There has been economical unrest worldwide, with US, UK and China’s economies reportedly showing signs of weakening. Greece is also in turmoil. Meanwhile, US retail sales have dropped 0.3 percent from June when economists when had predicted them to rise. Should New Zealand retailers be concerned this instability will make its way to our shores?rn
US retail sales fell across the majority of categories, from furniture to clothing stores.
It was the weakest showing since February and surprised economists polled by Reuters, who had forecast a 0.2 percent gain.
Some economists had even forecast core retail sales rising 0.4 percent.
As well as this, the US retail industry suffered a disappointing June employment report and a sharp drop in SME business confidence.
Those in the industry are regarding these less-than-stellar results as a hint at slower economic growth.
With this, plus the Organisation for Economic Co-operation reporting that the US, UK and Chinese economies are showing signs of weakening, there is a lot of worrying activity occurring overseas.
In New Zealand, electronic retail sales, which make up about 60 percent of total retail spending, rose 0.5 percent in June.
But sales flattened in core retail sectors (excluding fuel and vehicles).
Core spending was up just 0.1 percent in the June quarter, compared with an increase of 2.6 percent in the March quarter.
Despite trouble brewing overseas, Infometrics senior economist Benje Patterson says what’s happening in the US is unlikely to be an indication of what will happen to retail sales in New Zealand.
In fact, it could even benefit them.
“If the US economy did slow more than we are anticipating, then this could pause the depreciation of the New Zealand dollar against its US counterpart – a situation which would take some pressure off retailers’ margins,” Patterson says.
The Kiwi dollar rose to 67.04 US cents on Wednesday due to the decline of US retail sales.
As of today, it has now dipped back down 65.50 US cents.

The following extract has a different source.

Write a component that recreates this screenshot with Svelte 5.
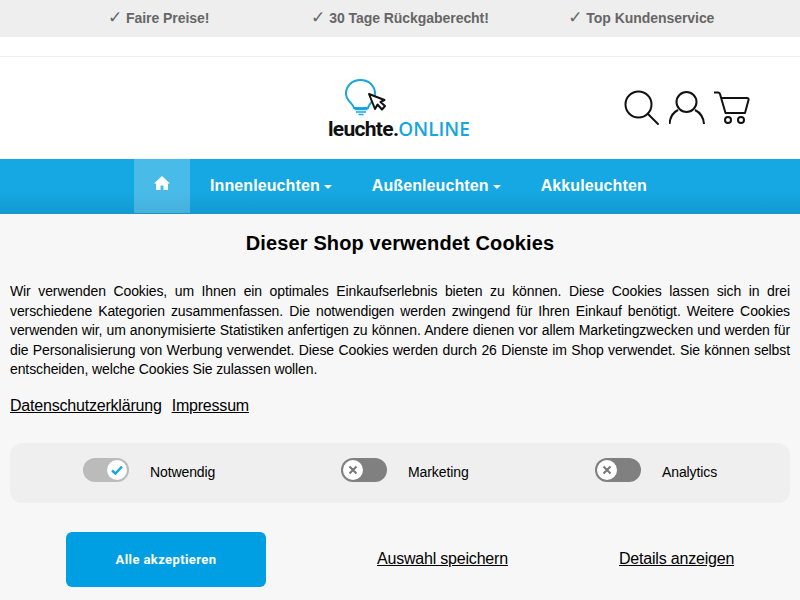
<script>
  const usps = ['Faire Preise!', '30 Tage Rückgaberecht!', 'Top Kundenservice'];
  const navItems = [
    { label: 'Innenleuchten', caret: true },
    { label: 'Außenleuchten', caret: true },
    { label: 'Akkuleuchten', caret: false }
  ];
  const toggles = [
    { label: 'Notwendig', on: true },
    { label: 'Marketing', on: false },
    { label: 'Analytics', on: false }
  ];
</script>

<div class="page">
  <div class="usp-bar">
    {#each usps as usp}
      <div class="usp"><span class="tick">✓</span> {usp}</div>
    {/each}
  </div>

  <header class="header">
    <a class="logo" href="#top">
      <svg class="bulb" width="44" height="38" viewBox="0 0 44 38">
        <path d="M10 30C9 25 2 23 2 15.500C2 8 8 2 16.500 2C25 2 31 8 31 15.500C31 23 25 25 24 30Z" fill="#fff" stroke="#16a6e0" stroke-width="2"/>
        <path d="M10.500 31.500H23.500M12 34H22M14.500 36.500H19.500" stroke="#16a6e0" stroke-width="1.500"/>
        <path d="M25 16L31 31L33.500 26.500L38 31.500L41 28L36.500 24L40.500 22Z" fill="#fff" stroke="#111" stroke-width="2" stroke-linejoin="round"/>
      </svg>
      <span class="wordmark">leuchte.<span class="online">ONLINE</span></span>
    </a>
    <div class="header-icons">
      <svg width="36" height="36" viewBox="0 0 36 36" fill="none" stroke="#111" stroke-width="2">
        <circle cx="14.500" cy="14.500" r="13"/>
        <path d="M24 24L34 34" stroke-linecap="round"/>
      </svg>
      <svg width="36" height="36" viewBox="0 0 36 36" fill="none" stroke="#111" stroke-width="2">
        <circle cx="17.500" cy="12" r="10"/>
        <path d="M0.500 34C1 27 4 22.500 9 20M35 34C34.500 27 31 22.500 26 20"/>
      </svg>
      <svg width="36" height="36" viewBox="0 0 36 36" fill="none" stroke="#111" stroke-width="2">
        <path d="M0 2.500H4C5 2.500 5.500 3 6 4L11.500 23H31L34.500 10C35 8.500 34 8 33 8H8" stroke-linejoin="round"/>
        <circle cx="14" cy="30" r="3"/>
        <circle cx="27" cy="30" r="3"/>
      </svg>
    </div>
  </header>

  <nav class="nav">
    <a class="home" href="#top" aria-label="Startseite">
      <svg width="16" height="14" viewBox="0 0 16 14"><path d="M8 0L16 7.500H14V14H9.500V9.500H6.500V14H2V7.500H0Z" fill="#fff"/></svg>
    </a>
    {#each navItems as item}
      <a class="nav-link" href="#top">{item.label}{#if item.caret}<span class="caret"></span>{/if}</a>
    {/each}
  </nav>

  <section class="cookies">
    <h2>Dieser Shop verwendet Cookies</h2>
    <p>Wir verwenden Cookies, um Ihnen ein optimales Einkaufserlebnis bieten zu können. Diese Cookies lassen sich in drei verschiedene Kategorien zusammenfassen. Die notwendigen werden zwingend für Ihren Einkauf benötigt. Weitere Cookies verwenden wir, um anonymisierte Statistiken anfertigen zu können. Andere dienen vor allem Marketingzwecken und werden für die Personalisierung von Werbung verwendet. Diese Cookies werden durch 26 Dienste im Shop verwendet. Sie können selbst entscheiden, welche Cookies Sie zulassen wollen.</p>
    <div class="legal">
      <a href="#top">Datenschutzerklärung</a>
      <a href="#top">Impressum</a>
    </div>
    <div class="toggles">
      {#each toggles as toggle}
        <div class="toggle-item">
          <span class="switch" class:on={toggle.on}>
            <span class="knob">
              {#if toggle.on}
                <svg width="14" height="14" viewBox="0 0 14 14" fill="none" stroke="#16a6e0" stroke-width="2.400"><path d="M2 7.500L5.500 10.500L12 3.500"/></svg>
              {:else}
                <svg width="10" height="10" viewBox="0 0 10 10" fill="none" stroke="#777" stroke-width="2"><path d="M1.500 1.500L8.500 8.500M8.500 1.500L1.500 8.500"/></svg>
              {/if}
            </span>
          </span>
          <span class="toggle-label">{toggle.label}</span>
        </div>
      {/each}
    </div>
    <div class="actions">
      <button class="accept">Alle akzeptieren</button>
      <a class="action-link save" href="#top">Auswahl speichern</a>
      <a class="action-link details" href="#top">Details anzeigen</a>
    </div>
  </section>
</div>

<style>
  :global(body) {
    margin: 0;
    font-family: "Liberation Sans", Arial, sans-serif;
    color: #000;
    background: #fff;
  }

  .page {
    height: 600px;
    overflow: hidden;
  }

  a {
    color: inherit;
  }

  .usp-bar {
    height: 37px;
    padding: 0 38px 3px;
    box-sizing: border-box;
    background: #eee;
    display: grid;
    grid-template-columns: repeat(3, 1fr);
    align-items: center;
    text-align: center;
    font-size: 14px;
    font-weight: bold;
    letter-spacing: -0.05px;
    color: #666;
    margin-bottom: 19px;
  }

  .tick {
    font-family: "DejaVu Sans", sans-serif;
    font-size: 17px;
    line-height: 1;
  }

  .header {
    height: 102px;
    border-top: 1px solid #eee;
    position: relative;
    display: flex;
    justify-content: flex-end;
    align-items: center;
    padding-right: 50px;
  }

  .logo {
    position: absolute;
    left: 328px;
    top: 21px;
    width: 146px;
    text-decoration: none;
  }

  .bulb {
    display: block;
    margin-left: 16px;
  }

  .wordmark {
    display: block;
    margin-top: 2px;
    font-family: Roboto, sans-serif;
    font-size: 21px;
    line-height: 22px;
    font-weight: 700;
    letter-spacing: -0.7px;
    color: #111;
    white-space: nowrap;
  }

  .online {
    font-family: "Open Sans", sans-serif;
    font-weight: 600;
    font-size: 19px;
    letter-spacing: 0;
    color: #16a6e0;
  }

  .header-icons {
    display: flex;
    gap: 9px;
  }

  .header-icons svg {
    display: block;
  }

  .nav {
    height: 55px;
    padding-left: 134px;
    background: linear-gradient(#16a8e3 0, #16a8e3 60%, #1299d0 100%);
    display: flex;
    color: #fff;
    font-size: 16px;
    font-weight: bold;
    letter-spacing: 0.1px;
  }

  .home {
    width: 56px;
    height: 54px;
    background: rgba(255, 255, 255, 0.22);
    display: flex;
    justify-content: center;
    padding-top: 17px;
    box-sizing: border-box;
  }

  .nav-link {
    display: block;
    padding: 18px 20px 0;
    text-decoration: none;
    line-height: 18px;
  }

  .caret {
    display: inline-block;
    margin-left: 4px;
    vertical-align: 2px;
    border-top: 4px solid #fff;
    border-left: 4px solid transparent;
    border-right: 4px solid transparent;
  }

  .cookies {
    height: 386px;
    padding: 18px 10px 0;
    box-sizing: border-box;
    background: #f7f7f7;
  }

  h2 {
    margin: 0;
    font-size: 20px;
    line-height: 23px;
    letter-spacing: 0.14px;
    text-align: center;
  }

  p {
    margin: 27px 0 0;
    font-size: 14px;
    line-height: 19.6px;
    letter-spacing: -0.1px;
    text-align: justify;
  }

  .legal {
    margin-top: 16px;
    display: flex;
    gap: 10px;
    font-size: 16px;
    line-height: 20px;
    letter-spacing: -0.2px;
  }

  .toggles {
    margin-top: 27px;
    height: 60px;
    border-radius: 12px;
    background: #efefef;
    position: relative;
    font-size: 14px;
    letter-spacing: -0.1px;
  }

  .toggle-item {
    position: absolute;
    top: 15px;
    display: flex;
    gap: 21px;
  }

  .toggle-item:nth-child(1) { left: 73px; }
  .toggle-item:nth-child(2) { left: 331px; }
  .toggle-item:nth-child(3) { left: 585px; }

  .switch {
    width: 46px;
    height: 24px;
    border-radius: 12px;
    background: #808080;
    display: flex;
    align-items: center;
    padding: 0 2px;
    box-sizing: border-box;
  }

  .switch.on {
    background: #bbb;
    justify-content: flex-end;
  }

  .knob {
    width: 20px;
    height: 20px;
    border-radius: 50%;
    background: #fff;
    display: flex;
    align-items: center;
    justify-content: center;
  }

  .toggle-label {
    line-height: 20px;
    padding-top: 4px;
  }

  .actions {
    position: relative;
    margin-top: 29px;
    height: 55px;
    font-size: 16px;
    letter-spacing: -0.2px;
  }

  .accept {
    position: absolute;
    left: 56px;
    top: 0;
    width: 200px;
    height: 55px;
    border: none;
    border-radius: 6px;
    background: #009fe3;
    color: #fff;
    font: bold 13px "Roboto", "Liberation Sans", sans-serif;
    letter-spacing: 0.4px;
  }

  .action-link {
    position: absolute;
    top: 17px;
    line-height: 20px;
  }

  .save { left: 367px; }
  .details { left: 609px; }
</style>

One of the risks Patterson says could occur is that slower growth in the US economy could unsettle consumer confidence in New Zealand.
“But realistically, domestic consumers will be more concerned with issues such as housing and dairy prices if they are in a regional centre,” he says.
According to ANZ’s latest Roy Morgan consumer confidence index, consumers aren’t in the best of spirits.
It says consumer confidence has hit a three-year low this month.
ANZ senior economist Philip Borkin says there’s a need to keep a close eye on the economic ‘weather conditions’, as there’s a possibility it can get cooler.
“But the embers to re-ignite the economy are still evident,” Borkin says.
It’s still regarded as a good time to buy a major household item, although this is the lowest score in 18 months.
Patterson says as consumer demand in New Zealand has started to slow, so has demand growth.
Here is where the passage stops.